Foomin Paradise (読書ブログ)

経済や歴史、フィクションを中心に読んでいます。500冊までもう少し。

林 俊行 編 『国際協力専門員 技術と人々を結ぶファシリテータたちの軌跡』

 JICA(国際協力機構)に所属する海外技術協力の専門家「国際協力専門員」12名によるエッセイ集。彼らが仕事を始めるに至ったきっかけ、技術協力の現場での仕事の内容、同業者に伝えたい「心がけ」について、濃いメッセージが350ページにわたって記されています。
 例によって印象に残ったパートを幾つか。

 「農業・農村開発を志す人には、途上国の農村に入る前に日本の農村に滞在し、実際に農作業や農村生活を体験する機会をぜひ持ってほしい。・・・・途上国の現状を具体的に変えていきたい、私はこの思いをいつも持って国際協力に仕事に携わってきたが、それは至難の技である。この至難の技を成し遂げられるかどうかは、さまざまな問題への対応能力を人と人との関係性の中でどれだけ持っているかにかかっていると思う」(第2章、時田 邦浩 氏)
 ⇒確かに、途上国での開発を志す援助関係者の若い世代のなかで、実際に日本の農業・農村について肌で感じて知っている人がどれだけいるか。自分も長野のとある農家の方が仰っていた「農業はその土地の環境のことを本当によく知っていないと出来ないもの。外部者が支援するとしても、途上国の農村で本当に役に立っているのだろうか」という言葉が忘れらない。

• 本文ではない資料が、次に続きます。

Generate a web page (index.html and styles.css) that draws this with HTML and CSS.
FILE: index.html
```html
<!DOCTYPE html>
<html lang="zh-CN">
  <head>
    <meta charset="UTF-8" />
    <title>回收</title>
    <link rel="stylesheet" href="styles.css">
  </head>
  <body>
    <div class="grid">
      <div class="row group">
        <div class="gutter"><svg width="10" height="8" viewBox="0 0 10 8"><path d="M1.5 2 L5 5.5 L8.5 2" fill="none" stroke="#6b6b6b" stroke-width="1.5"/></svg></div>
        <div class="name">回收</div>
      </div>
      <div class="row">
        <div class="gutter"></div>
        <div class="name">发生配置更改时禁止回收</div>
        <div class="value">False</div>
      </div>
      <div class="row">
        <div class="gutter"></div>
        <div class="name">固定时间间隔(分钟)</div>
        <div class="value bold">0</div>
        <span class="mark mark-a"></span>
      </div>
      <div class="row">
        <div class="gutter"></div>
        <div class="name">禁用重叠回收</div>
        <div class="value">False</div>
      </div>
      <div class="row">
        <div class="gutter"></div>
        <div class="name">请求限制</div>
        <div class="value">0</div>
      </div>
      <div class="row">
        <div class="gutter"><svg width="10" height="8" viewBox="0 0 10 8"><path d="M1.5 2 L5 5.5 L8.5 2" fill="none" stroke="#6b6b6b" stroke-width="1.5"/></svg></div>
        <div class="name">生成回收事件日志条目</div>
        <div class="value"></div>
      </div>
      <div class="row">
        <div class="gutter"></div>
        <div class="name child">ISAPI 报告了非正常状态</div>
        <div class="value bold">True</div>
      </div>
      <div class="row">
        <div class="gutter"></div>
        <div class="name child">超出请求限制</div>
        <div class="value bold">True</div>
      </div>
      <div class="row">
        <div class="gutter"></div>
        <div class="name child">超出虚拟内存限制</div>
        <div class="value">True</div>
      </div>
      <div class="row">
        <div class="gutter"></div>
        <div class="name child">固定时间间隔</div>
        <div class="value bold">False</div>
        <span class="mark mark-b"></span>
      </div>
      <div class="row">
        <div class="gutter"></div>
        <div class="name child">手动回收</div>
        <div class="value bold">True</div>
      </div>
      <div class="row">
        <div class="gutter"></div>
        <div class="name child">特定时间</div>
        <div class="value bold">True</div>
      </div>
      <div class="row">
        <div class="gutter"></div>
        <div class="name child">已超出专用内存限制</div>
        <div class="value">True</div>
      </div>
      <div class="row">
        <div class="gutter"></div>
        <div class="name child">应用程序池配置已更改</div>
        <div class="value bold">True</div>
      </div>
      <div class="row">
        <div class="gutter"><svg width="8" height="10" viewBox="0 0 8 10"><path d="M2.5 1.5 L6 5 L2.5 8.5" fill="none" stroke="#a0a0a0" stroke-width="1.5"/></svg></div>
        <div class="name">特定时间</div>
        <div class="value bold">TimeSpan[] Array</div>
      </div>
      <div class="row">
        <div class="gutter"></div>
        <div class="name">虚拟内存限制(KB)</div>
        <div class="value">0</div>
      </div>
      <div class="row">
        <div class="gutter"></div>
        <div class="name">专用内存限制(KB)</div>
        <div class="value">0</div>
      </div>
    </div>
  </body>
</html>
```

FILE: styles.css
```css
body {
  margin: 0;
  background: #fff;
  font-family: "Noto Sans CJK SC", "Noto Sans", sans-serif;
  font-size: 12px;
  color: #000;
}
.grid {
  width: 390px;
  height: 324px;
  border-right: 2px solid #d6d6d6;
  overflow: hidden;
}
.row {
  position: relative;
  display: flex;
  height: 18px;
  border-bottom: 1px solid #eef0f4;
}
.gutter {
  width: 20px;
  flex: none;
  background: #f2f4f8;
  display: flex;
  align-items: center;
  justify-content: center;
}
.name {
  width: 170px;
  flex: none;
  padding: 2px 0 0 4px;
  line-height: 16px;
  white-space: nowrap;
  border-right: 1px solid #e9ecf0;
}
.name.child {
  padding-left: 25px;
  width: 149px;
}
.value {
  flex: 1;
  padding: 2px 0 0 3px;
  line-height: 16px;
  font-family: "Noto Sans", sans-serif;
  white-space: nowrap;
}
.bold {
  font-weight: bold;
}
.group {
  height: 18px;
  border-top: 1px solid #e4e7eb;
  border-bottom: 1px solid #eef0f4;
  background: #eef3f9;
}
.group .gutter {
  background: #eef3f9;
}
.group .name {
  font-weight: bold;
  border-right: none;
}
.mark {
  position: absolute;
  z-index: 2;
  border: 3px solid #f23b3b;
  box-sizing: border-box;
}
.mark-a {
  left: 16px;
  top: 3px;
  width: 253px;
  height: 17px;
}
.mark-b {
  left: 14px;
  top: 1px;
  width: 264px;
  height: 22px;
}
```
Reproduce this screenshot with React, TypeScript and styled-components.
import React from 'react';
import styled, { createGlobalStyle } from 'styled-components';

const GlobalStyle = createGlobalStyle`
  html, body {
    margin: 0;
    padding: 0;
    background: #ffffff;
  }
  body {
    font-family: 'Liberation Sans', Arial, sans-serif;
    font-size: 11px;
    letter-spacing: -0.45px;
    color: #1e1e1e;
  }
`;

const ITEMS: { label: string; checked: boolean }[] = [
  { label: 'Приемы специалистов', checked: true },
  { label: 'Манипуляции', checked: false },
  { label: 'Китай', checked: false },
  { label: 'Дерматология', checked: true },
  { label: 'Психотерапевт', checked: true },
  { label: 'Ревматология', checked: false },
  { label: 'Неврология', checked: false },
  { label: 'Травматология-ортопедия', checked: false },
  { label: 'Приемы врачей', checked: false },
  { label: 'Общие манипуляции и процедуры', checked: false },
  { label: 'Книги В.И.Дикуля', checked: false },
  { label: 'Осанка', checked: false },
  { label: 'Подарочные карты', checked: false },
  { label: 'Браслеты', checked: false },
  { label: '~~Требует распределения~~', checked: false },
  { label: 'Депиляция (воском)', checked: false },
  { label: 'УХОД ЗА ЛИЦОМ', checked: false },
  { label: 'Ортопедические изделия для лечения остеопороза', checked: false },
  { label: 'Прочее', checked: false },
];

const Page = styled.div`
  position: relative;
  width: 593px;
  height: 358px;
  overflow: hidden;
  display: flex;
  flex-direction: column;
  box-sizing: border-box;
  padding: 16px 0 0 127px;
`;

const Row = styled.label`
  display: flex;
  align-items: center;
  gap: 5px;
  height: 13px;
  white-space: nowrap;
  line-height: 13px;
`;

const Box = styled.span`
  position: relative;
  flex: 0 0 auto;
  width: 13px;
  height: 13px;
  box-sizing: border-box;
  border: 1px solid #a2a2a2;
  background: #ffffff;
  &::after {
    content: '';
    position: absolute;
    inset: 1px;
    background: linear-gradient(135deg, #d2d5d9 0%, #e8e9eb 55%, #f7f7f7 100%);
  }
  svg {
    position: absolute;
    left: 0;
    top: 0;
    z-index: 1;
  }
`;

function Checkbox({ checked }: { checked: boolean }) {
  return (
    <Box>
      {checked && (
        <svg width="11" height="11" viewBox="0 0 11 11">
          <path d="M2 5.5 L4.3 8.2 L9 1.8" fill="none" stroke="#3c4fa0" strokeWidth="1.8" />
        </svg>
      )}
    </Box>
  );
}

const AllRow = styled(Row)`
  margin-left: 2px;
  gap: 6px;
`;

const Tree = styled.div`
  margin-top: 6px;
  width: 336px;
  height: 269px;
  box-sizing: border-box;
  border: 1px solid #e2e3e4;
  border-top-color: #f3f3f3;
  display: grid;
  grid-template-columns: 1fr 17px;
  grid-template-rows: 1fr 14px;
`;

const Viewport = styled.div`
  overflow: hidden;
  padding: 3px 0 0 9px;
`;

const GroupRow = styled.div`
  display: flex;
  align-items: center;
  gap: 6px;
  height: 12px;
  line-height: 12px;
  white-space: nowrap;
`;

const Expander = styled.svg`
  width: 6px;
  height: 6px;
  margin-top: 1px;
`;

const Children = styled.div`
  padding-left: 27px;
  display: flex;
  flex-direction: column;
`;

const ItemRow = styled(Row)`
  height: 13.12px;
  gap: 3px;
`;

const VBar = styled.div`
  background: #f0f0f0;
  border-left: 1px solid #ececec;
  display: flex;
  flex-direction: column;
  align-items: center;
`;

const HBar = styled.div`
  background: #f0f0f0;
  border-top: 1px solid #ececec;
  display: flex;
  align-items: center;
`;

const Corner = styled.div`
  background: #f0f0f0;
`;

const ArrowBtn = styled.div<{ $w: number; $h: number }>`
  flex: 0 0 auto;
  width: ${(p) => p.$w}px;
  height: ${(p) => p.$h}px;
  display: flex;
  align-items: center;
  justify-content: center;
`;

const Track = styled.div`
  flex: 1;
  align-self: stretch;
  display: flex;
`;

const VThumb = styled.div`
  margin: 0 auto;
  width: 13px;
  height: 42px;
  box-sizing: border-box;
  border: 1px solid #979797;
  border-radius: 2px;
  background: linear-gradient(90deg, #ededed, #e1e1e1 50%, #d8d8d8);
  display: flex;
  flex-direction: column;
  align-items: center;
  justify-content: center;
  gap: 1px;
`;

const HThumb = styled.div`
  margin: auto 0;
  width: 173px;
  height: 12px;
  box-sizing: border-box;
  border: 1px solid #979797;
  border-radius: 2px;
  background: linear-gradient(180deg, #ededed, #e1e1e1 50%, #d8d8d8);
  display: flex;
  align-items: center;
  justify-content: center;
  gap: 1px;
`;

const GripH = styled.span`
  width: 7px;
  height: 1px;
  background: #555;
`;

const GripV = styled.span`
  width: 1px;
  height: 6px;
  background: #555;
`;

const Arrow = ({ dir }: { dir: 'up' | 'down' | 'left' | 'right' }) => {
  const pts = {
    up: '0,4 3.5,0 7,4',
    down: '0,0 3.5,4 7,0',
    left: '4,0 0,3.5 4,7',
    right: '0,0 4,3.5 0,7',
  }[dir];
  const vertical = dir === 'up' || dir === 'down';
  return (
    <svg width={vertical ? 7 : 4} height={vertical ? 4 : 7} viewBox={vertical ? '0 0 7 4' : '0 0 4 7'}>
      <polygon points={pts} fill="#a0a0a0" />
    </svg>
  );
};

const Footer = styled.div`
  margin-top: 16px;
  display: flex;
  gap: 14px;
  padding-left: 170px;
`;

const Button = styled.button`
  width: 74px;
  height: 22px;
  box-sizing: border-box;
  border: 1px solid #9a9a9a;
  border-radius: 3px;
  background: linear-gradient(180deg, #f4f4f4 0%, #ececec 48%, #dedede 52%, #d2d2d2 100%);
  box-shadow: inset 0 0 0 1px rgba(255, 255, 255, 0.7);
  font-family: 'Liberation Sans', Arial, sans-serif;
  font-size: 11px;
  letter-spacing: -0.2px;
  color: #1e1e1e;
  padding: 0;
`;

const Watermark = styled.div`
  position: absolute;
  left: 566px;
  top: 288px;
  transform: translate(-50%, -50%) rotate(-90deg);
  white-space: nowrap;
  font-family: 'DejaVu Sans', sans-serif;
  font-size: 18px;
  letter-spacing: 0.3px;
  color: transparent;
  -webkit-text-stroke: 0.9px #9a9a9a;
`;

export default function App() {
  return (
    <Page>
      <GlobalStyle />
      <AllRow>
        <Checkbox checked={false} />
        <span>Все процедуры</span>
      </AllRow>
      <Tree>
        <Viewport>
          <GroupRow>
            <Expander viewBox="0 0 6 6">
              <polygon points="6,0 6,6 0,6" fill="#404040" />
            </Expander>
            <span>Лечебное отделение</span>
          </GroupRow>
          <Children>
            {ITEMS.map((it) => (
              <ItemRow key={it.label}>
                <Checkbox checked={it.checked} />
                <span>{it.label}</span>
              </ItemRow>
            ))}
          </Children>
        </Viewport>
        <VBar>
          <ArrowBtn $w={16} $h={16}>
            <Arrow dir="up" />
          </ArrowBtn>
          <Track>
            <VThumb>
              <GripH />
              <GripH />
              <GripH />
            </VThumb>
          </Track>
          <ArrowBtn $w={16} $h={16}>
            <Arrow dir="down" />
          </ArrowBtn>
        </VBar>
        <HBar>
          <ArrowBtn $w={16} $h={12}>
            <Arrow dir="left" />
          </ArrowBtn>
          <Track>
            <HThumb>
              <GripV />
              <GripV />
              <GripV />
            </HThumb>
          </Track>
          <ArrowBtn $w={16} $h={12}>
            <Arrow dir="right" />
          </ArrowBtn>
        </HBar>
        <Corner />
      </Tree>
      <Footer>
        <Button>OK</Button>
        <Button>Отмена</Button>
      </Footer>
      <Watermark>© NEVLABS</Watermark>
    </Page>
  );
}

 「国際協力専門員という仕事をしていると、海外留学から帰ってきて意気揚々と仕事探しをしている若い人たちの相談係のようなこともする。外国語には習熟しているし、たしかに彼らはまじめによく勉強している。他方、そこで出会うのは、たとえばマイクロ・ファイナンスの先駆的事例として知られるバングラデシュグラミン銀行のことは研究していても、日本の講や無尽、二宮尊徳のことは露ほども知らなかったり、ガーナの構造調整のことはよく知っていても、ほぼ同時期に新興していた日本の構造調整、たとえば国鉄の民営化についてはまったく知らなかったり、という自分の国を知らない若者たちである。・・・いつか必ず役に立つ。それだけの経験が、この国には間違いなくあるのだ。」(第3章、清家 政信 氏)
 ⇒海外技術協力の仕事をしていると、「日本の経験」について外国の方から尋ねられることが多い。明治期以降の経験、戦後の経済成長、「失われた10年」、京都や鎌倉の伝統文化、話題は様々。その度に、自分がいかに日本のこと、そして故郷の地域(東京でなくて地方)のことを知らないか、痛感させられる。

 「解決の鍵が欧米の手法にしかないと思い込んで、欧米人による専門書を翻訳して金科玉条としていると、日本が途上国で取り組むべき本質的問題を見逃してしまう。問題解決の鍵は、日本の中世から近代、そして現代史を素直に勉強することで必ず得ることができる。半世紀という短時間に途上国から先進国までの過程をすべて経験してきた国は日本以外にはない。途上国としての苦しみも悲哀も、そして欧米先進国には退けを取らないという気概も、そのすべてが私たちの歴史の中には詰まっているのだから」(第12章 渡辺 正幸 氏)
 ⇒「日本以外にはない」というくだりに、日本人としてのアイデンティティを強く持ったうえで海外の現場に相対しようという、渡辺氏の強い姿勢を読み取ることができる。今後数十年にわたって少なくとも東アジア諸国をはじめとする新興国の所得が向上するとすれば、上述の「経験」は日本だけの強みではなくなる可能性が高い。しかし、それでもなお、日本が発信できるコンテンツの量は、援助機関の職員が現在気づいているよりもっと多いことに、間違いはなさそうである。